# [Set problem]
Scan the entries below. List each line with "table".

# [Information provided]
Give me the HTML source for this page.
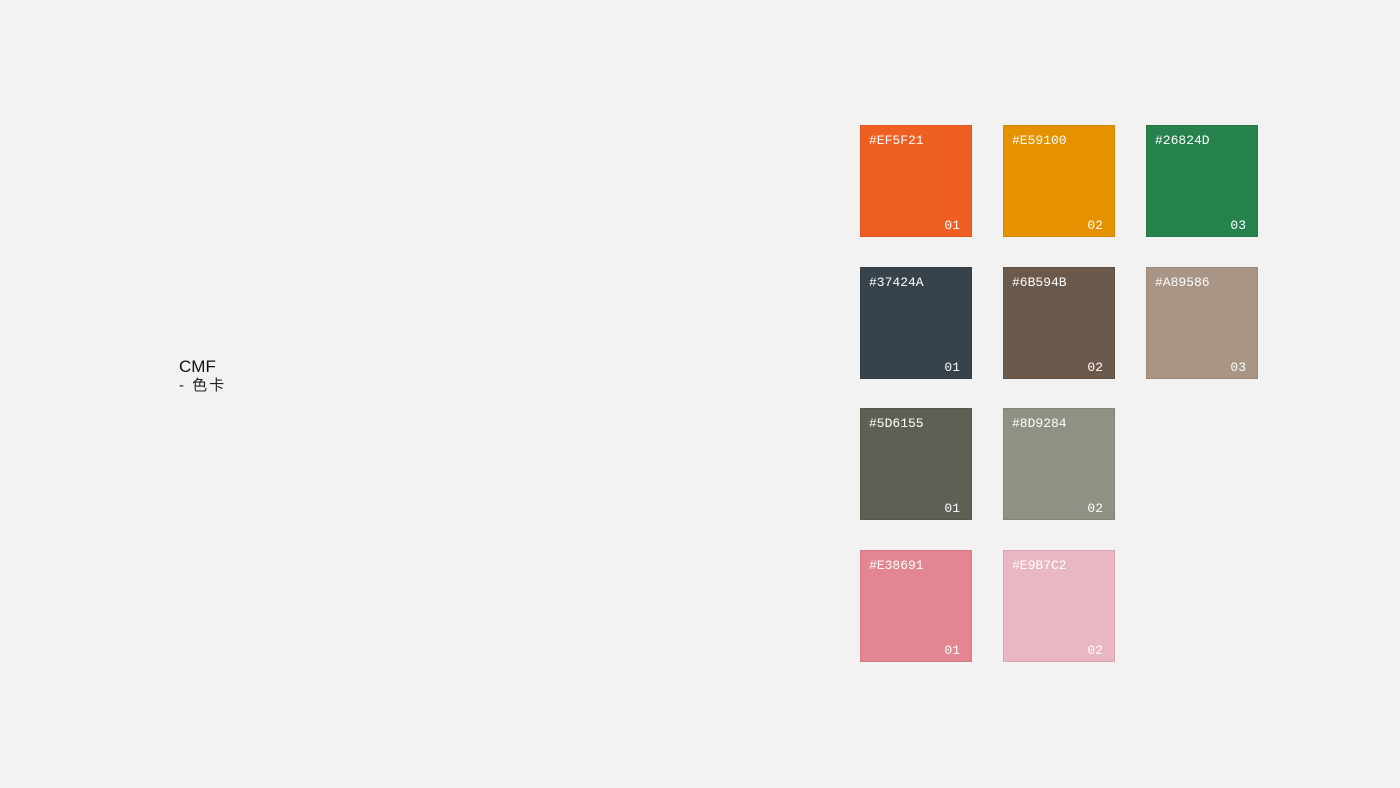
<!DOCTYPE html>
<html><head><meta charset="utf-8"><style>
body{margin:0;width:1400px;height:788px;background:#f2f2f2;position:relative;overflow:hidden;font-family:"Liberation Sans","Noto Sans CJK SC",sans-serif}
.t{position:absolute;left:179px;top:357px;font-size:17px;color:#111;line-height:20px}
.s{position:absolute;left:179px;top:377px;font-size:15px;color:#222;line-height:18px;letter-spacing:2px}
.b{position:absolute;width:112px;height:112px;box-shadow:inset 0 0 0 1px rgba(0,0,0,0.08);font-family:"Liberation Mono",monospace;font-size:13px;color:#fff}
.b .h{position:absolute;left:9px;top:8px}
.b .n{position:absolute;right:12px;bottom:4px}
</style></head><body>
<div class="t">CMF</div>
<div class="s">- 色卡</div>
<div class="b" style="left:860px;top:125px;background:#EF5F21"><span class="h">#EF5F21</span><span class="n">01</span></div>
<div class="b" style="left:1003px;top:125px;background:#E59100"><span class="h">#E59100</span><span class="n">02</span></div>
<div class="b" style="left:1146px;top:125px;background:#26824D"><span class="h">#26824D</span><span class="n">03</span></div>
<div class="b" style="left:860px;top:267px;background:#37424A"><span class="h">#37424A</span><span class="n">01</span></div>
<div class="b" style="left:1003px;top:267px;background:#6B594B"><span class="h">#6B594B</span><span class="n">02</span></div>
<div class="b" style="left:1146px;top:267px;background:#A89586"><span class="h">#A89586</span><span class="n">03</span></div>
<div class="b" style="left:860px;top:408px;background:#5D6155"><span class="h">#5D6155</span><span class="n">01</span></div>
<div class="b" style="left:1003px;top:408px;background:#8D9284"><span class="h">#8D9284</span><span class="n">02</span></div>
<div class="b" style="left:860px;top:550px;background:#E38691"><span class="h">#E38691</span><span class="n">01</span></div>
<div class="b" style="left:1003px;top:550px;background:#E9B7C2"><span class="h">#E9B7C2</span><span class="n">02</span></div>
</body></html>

* * *

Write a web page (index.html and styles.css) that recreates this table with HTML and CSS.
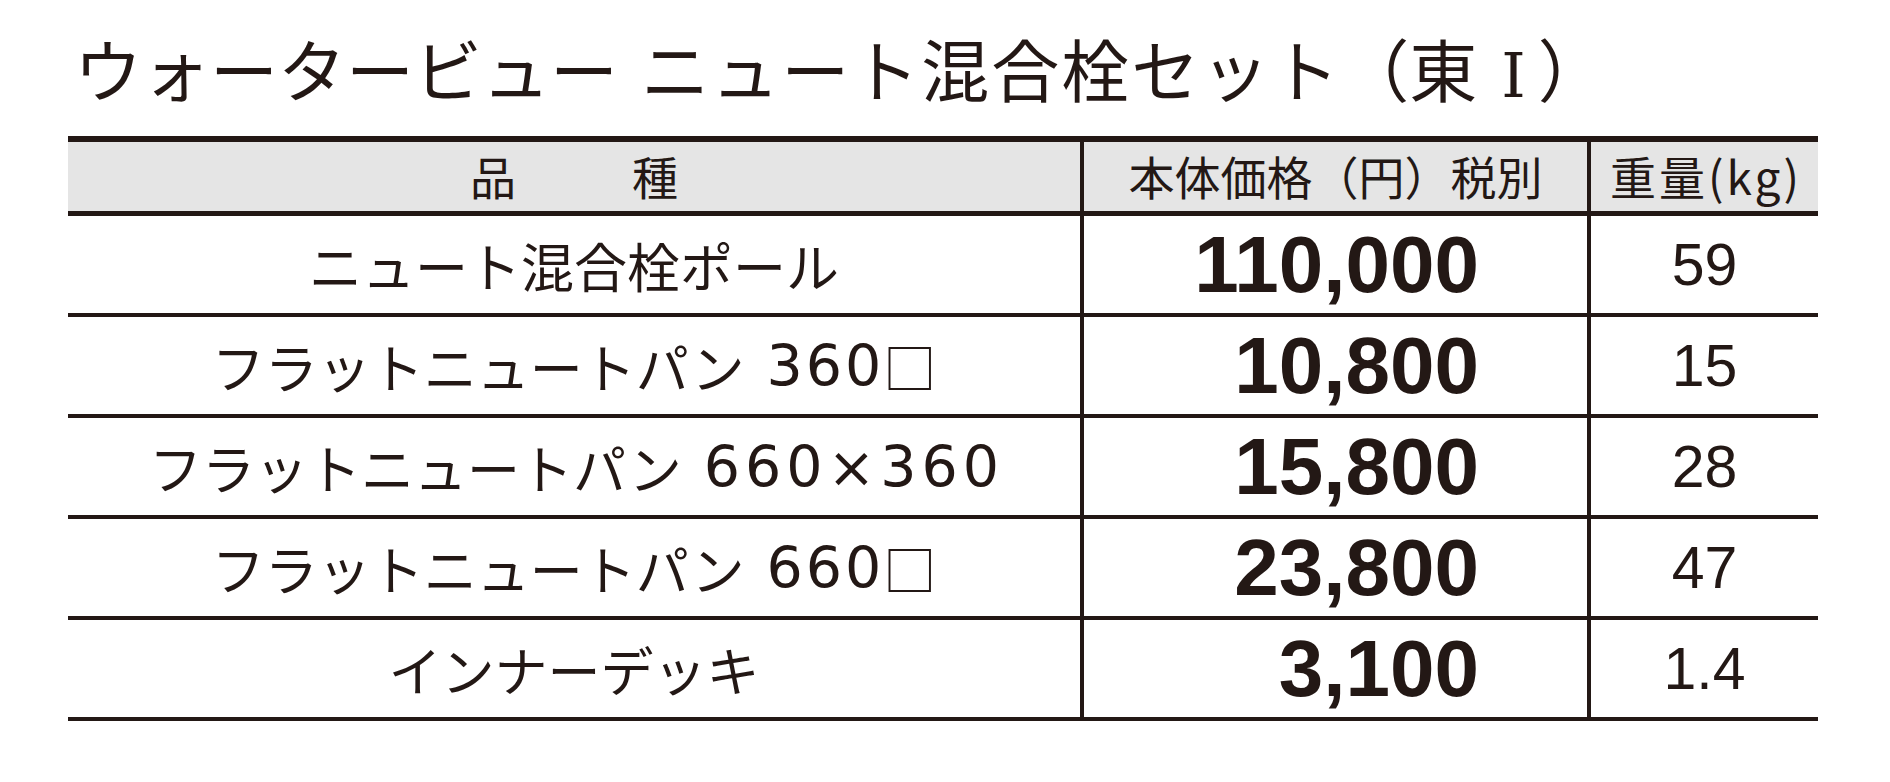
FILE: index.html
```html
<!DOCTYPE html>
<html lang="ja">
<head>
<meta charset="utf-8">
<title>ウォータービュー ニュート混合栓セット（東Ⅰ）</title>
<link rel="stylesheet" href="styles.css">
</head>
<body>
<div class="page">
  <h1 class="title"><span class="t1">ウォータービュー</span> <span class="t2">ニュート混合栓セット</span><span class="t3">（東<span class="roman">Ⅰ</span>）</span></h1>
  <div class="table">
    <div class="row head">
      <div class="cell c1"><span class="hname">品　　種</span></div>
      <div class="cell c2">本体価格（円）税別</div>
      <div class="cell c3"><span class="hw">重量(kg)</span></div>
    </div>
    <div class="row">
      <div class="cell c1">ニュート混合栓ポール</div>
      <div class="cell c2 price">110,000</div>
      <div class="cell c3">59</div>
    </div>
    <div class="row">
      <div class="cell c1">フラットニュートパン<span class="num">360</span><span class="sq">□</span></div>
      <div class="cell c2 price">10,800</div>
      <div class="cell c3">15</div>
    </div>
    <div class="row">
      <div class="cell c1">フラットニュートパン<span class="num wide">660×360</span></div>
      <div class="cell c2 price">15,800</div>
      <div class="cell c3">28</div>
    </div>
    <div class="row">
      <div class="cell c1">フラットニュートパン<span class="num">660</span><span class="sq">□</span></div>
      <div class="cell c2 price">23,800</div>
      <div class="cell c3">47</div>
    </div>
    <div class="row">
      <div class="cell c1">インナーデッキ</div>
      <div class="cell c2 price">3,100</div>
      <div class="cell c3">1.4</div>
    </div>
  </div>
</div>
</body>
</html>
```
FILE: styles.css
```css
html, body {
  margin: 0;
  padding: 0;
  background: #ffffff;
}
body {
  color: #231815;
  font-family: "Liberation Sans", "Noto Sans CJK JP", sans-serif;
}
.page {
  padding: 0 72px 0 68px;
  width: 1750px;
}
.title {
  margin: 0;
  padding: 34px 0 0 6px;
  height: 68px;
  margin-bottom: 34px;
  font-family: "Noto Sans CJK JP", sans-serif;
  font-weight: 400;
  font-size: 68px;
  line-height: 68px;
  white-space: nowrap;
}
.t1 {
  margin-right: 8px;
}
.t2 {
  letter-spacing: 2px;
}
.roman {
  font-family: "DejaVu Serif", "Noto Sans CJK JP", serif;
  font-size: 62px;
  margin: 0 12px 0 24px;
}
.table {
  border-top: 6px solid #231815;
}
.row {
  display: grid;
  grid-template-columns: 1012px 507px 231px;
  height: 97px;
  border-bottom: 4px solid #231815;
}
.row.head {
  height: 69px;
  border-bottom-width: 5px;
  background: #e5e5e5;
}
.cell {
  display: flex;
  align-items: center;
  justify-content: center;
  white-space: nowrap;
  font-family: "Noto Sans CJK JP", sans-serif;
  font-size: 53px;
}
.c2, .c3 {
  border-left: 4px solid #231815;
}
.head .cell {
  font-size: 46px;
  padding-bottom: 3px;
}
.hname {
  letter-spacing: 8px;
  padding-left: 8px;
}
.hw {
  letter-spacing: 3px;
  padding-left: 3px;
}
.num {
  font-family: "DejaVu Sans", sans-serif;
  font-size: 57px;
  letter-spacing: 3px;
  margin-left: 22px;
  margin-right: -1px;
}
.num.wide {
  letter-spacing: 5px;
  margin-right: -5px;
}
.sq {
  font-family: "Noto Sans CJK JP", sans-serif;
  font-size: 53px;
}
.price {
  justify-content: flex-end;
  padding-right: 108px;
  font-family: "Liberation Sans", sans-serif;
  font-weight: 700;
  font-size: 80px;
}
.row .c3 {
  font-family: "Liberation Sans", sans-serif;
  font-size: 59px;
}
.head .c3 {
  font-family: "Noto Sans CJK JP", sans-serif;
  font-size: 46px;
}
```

# [Full output]
Write a web page (index.html and styles.css) that recreates this table with HTML and CSS.
  <div class="table">
.table {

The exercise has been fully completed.